Pages as source code:
--- --- ---
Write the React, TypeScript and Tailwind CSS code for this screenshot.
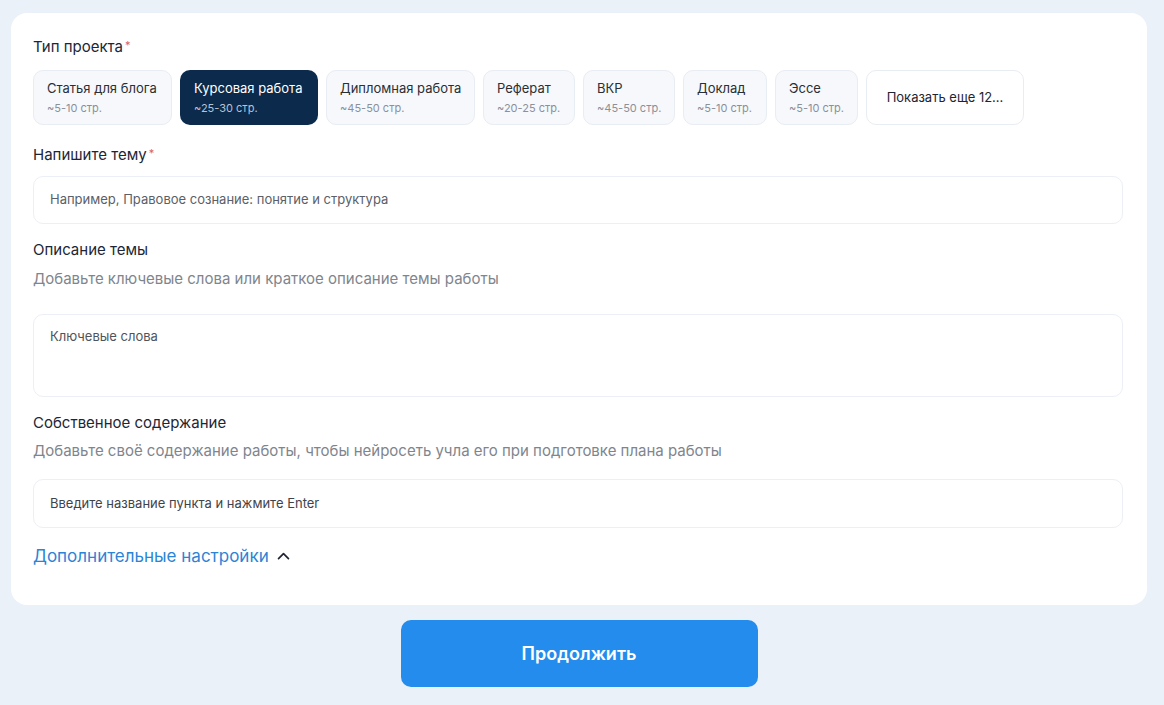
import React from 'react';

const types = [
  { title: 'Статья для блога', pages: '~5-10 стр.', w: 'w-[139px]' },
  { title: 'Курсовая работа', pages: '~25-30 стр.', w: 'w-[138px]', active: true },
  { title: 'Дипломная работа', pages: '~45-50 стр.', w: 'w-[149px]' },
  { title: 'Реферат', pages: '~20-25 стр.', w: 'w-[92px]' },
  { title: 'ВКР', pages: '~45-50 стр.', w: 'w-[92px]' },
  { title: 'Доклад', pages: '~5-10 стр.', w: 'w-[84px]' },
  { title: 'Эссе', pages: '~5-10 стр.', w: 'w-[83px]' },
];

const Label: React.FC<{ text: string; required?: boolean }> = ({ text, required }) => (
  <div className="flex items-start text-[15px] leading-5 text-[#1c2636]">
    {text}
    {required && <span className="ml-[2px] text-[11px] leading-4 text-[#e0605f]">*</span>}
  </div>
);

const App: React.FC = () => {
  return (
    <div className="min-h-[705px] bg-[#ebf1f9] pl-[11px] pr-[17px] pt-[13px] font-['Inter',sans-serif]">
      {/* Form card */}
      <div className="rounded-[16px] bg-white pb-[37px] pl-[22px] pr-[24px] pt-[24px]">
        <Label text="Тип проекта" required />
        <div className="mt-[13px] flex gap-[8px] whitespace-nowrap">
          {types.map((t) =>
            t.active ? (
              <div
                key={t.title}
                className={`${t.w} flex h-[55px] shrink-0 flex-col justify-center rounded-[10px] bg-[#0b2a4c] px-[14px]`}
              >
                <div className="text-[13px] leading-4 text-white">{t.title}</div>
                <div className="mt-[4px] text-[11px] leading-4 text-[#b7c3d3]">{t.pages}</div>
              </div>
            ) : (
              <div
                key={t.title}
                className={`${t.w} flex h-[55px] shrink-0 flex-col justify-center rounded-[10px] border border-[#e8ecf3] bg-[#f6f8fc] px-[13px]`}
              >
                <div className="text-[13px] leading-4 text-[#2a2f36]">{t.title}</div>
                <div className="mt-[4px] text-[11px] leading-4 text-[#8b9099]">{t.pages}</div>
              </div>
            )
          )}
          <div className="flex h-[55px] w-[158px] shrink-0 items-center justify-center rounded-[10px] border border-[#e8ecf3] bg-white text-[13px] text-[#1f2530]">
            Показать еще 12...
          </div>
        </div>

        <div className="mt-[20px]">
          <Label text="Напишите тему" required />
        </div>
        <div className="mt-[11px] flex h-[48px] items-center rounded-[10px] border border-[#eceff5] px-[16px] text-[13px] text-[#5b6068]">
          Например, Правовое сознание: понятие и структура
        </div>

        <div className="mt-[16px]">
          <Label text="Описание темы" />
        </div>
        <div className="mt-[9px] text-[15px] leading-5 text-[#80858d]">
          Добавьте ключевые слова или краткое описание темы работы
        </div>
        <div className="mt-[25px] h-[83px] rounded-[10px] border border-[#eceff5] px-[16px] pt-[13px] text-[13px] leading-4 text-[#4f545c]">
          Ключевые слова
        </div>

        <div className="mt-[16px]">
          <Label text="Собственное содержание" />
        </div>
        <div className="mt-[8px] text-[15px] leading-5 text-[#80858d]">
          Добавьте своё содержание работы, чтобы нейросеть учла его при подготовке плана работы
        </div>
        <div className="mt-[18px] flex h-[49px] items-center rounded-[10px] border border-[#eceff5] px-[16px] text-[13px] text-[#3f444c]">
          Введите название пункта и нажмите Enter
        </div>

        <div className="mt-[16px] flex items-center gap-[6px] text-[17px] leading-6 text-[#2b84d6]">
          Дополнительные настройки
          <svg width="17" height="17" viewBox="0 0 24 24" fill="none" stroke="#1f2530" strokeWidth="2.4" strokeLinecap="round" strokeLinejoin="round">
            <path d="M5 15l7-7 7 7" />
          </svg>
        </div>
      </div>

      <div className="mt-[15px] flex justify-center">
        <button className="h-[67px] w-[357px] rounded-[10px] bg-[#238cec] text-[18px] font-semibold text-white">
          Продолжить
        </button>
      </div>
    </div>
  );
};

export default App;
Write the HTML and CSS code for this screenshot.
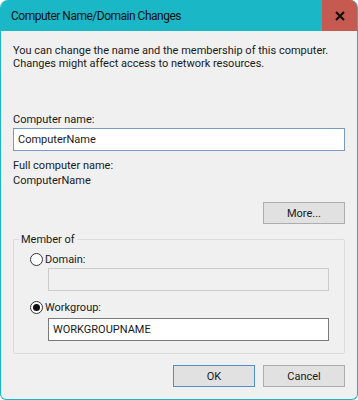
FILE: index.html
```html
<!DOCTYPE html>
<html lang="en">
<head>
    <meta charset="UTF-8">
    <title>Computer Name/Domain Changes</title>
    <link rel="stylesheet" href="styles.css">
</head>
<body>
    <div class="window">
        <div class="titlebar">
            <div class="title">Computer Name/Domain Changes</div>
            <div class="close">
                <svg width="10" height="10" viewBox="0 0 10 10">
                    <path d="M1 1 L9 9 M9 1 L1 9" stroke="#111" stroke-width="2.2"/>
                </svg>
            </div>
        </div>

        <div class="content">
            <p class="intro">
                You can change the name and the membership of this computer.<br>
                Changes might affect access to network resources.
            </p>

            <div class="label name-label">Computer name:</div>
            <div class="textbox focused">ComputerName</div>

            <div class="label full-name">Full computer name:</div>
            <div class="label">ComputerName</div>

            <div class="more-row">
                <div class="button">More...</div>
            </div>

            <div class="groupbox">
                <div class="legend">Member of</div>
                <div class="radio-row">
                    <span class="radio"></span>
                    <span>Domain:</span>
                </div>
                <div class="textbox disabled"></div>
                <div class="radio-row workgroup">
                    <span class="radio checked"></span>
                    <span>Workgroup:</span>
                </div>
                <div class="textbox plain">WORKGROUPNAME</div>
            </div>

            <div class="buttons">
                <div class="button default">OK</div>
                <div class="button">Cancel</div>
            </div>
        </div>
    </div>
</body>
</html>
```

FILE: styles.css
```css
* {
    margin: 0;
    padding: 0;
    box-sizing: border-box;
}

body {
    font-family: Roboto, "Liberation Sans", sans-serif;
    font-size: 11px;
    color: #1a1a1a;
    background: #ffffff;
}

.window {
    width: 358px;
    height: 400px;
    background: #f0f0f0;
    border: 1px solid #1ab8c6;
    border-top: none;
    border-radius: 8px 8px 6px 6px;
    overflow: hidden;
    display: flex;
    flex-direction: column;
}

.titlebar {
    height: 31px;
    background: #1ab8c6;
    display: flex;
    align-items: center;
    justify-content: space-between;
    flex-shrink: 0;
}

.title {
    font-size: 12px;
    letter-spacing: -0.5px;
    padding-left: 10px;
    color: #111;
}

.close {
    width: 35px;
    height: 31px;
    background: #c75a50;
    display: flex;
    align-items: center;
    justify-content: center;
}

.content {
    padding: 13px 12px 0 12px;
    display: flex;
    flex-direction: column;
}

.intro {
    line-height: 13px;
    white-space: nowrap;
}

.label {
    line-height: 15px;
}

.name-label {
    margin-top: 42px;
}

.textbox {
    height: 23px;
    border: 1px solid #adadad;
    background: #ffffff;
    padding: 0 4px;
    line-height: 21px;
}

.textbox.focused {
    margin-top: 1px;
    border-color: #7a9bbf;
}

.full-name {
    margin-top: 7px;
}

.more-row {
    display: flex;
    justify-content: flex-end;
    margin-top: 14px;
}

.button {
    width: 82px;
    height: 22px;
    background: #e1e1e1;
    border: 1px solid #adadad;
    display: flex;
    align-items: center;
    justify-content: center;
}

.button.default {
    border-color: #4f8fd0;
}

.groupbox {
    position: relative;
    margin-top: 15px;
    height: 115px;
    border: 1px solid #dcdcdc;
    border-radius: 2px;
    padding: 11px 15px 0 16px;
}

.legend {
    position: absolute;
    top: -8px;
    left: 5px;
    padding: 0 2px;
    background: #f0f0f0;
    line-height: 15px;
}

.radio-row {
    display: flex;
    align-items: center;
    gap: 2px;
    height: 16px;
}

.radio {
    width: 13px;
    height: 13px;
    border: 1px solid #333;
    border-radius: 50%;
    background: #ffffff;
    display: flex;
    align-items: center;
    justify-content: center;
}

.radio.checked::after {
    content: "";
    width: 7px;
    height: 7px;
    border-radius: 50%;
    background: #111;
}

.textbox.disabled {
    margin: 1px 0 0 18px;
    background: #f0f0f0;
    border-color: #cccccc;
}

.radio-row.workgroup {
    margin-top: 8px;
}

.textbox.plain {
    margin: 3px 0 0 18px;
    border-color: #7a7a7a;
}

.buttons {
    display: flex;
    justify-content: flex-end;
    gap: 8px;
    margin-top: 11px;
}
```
--- --- ---
Set down word for word the lines from the first entry through the line with "import React from 'react';", both included, omitting pictures.

■ RESULT:
Write the React, TypeScript and Tailwind CSS code for this screenshot.
import React from 'react';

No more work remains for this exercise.